--- Brief ---
Scan the entries below for the word "styles". Copy each line that has it.

--- Dataset records ---
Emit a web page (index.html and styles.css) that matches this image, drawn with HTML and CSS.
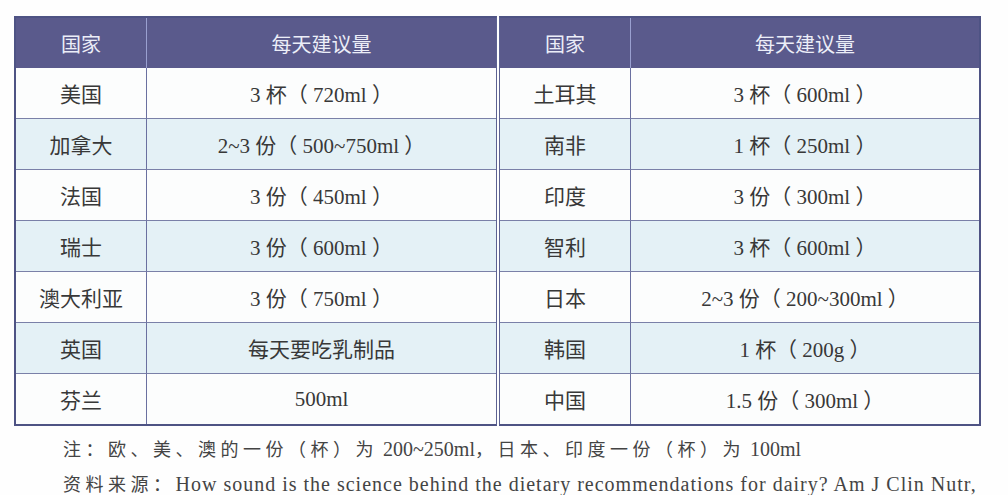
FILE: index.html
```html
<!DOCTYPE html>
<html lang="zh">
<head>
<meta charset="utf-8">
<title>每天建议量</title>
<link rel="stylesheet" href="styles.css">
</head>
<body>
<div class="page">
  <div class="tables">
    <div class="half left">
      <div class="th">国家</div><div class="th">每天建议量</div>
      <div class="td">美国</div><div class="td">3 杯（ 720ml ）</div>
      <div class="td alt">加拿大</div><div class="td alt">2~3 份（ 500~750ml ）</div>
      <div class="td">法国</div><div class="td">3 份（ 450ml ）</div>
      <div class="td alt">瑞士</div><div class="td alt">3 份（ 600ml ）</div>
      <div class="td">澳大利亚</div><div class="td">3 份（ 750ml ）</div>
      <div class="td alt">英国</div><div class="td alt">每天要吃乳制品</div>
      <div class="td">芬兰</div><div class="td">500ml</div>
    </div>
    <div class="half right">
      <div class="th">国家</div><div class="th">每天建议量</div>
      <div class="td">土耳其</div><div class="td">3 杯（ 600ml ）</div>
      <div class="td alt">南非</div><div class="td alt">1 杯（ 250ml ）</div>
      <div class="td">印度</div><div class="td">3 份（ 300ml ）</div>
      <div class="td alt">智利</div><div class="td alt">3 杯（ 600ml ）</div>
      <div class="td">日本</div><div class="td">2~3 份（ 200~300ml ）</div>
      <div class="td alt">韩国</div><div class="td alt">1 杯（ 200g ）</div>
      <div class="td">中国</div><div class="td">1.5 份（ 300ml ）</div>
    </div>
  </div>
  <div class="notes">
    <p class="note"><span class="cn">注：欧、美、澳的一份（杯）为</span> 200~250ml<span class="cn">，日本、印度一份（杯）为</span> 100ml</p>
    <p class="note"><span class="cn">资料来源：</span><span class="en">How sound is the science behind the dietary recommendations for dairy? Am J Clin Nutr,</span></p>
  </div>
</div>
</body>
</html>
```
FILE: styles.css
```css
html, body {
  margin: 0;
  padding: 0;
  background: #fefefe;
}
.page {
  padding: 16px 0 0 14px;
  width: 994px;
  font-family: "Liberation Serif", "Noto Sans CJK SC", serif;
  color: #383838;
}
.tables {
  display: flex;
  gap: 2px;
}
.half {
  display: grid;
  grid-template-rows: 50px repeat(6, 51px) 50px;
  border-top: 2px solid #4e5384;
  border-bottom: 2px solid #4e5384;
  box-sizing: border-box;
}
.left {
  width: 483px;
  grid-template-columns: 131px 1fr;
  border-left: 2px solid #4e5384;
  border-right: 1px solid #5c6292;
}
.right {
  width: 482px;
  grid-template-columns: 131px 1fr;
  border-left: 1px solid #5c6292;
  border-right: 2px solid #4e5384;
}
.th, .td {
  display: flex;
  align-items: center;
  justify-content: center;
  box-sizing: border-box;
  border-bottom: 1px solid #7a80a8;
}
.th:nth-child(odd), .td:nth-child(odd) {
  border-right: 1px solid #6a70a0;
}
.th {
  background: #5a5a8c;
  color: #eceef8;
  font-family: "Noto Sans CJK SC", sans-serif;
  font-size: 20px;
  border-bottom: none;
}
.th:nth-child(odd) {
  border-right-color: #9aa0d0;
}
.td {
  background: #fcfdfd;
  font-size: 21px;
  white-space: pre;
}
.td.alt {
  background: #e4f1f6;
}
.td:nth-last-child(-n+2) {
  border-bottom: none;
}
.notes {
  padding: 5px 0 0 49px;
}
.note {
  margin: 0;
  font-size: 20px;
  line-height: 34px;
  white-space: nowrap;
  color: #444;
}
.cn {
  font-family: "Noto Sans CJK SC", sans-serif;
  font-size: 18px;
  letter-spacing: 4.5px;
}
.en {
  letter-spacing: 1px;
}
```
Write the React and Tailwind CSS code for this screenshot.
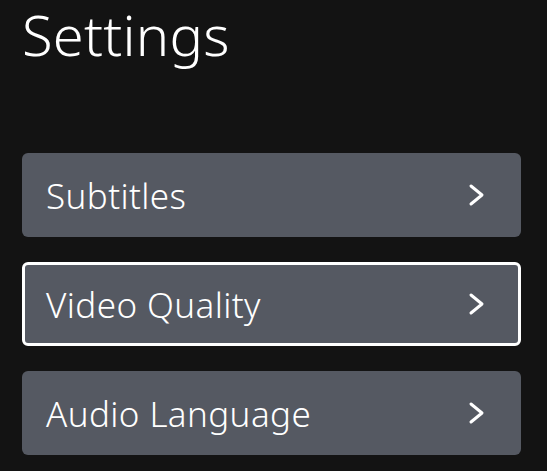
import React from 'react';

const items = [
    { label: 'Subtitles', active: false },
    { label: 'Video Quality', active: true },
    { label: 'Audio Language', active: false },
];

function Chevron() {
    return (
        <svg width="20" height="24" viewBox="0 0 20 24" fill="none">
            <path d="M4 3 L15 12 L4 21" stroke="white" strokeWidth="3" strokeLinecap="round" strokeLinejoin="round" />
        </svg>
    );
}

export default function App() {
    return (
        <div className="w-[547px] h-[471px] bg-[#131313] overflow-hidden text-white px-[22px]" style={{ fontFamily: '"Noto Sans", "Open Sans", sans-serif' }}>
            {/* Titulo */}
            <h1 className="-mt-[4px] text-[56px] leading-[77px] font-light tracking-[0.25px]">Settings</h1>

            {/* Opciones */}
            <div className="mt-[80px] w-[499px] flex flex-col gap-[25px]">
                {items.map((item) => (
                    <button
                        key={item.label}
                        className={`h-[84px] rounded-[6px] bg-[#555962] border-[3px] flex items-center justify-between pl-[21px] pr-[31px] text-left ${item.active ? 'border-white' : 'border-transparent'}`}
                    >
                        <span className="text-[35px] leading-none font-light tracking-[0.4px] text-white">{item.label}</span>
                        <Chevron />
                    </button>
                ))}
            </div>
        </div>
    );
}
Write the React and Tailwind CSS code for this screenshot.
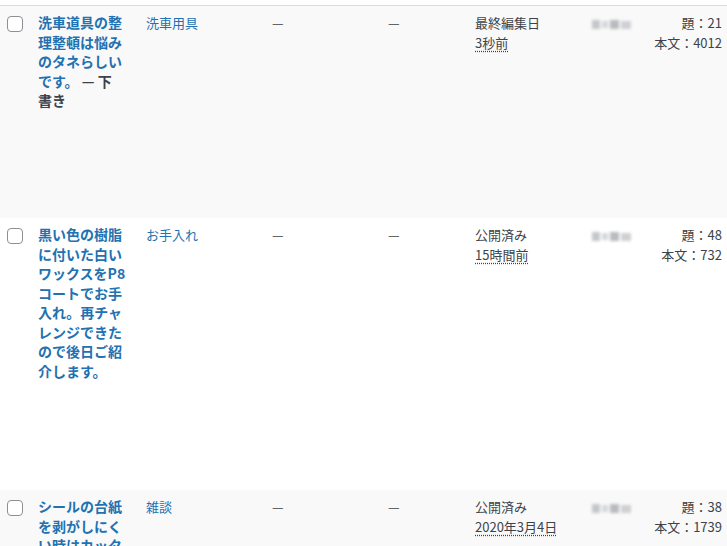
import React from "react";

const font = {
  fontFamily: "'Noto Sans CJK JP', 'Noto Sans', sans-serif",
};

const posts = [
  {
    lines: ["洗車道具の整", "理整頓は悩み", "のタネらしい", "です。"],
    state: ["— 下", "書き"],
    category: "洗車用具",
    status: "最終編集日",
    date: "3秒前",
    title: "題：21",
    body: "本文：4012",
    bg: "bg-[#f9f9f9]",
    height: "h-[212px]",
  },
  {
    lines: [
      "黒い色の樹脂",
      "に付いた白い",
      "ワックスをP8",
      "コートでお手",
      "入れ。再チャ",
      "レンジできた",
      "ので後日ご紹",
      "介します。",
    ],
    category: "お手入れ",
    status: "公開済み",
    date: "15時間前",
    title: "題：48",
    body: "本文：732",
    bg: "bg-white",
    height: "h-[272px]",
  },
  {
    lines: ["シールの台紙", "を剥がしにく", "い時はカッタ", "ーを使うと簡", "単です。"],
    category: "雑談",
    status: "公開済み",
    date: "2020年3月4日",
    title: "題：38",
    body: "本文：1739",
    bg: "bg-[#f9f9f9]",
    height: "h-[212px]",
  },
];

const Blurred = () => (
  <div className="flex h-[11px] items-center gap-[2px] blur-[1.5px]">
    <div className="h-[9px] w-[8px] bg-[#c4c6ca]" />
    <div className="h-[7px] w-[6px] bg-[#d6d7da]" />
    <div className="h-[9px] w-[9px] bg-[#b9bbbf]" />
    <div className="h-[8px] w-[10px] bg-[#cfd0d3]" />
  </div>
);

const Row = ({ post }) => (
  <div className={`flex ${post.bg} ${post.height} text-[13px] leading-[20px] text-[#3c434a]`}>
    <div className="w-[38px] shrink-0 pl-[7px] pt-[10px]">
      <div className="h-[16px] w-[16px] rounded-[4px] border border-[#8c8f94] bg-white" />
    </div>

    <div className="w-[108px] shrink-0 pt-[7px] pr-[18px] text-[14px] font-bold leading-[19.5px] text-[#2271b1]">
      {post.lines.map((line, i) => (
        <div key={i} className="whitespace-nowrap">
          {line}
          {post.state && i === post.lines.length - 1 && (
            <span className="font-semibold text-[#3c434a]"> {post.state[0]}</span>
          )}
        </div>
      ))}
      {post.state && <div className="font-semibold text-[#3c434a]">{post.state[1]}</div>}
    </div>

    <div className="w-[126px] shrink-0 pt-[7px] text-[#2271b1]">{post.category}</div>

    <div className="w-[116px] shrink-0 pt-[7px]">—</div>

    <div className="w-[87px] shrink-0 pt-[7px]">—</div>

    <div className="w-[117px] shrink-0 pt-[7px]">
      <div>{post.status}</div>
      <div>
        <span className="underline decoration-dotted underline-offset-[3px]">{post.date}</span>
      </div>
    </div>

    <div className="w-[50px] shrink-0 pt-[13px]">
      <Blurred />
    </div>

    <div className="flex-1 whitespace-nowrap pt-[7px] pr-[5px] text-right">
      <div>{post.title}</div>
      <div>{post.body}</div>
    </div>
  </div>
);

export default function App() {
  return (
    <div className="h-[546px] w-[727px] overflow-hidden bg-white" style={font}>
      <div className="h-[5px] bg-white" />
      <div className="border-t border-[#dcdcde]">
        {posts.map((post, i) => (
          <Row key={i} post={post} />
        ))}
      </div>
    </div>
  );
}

--- Result ---
Emit a web page (index.html and styles.css) that matches this image, drawn with HTML and CSS.
<link rel="stylesheet" href="styles.css">
FILE: styles.css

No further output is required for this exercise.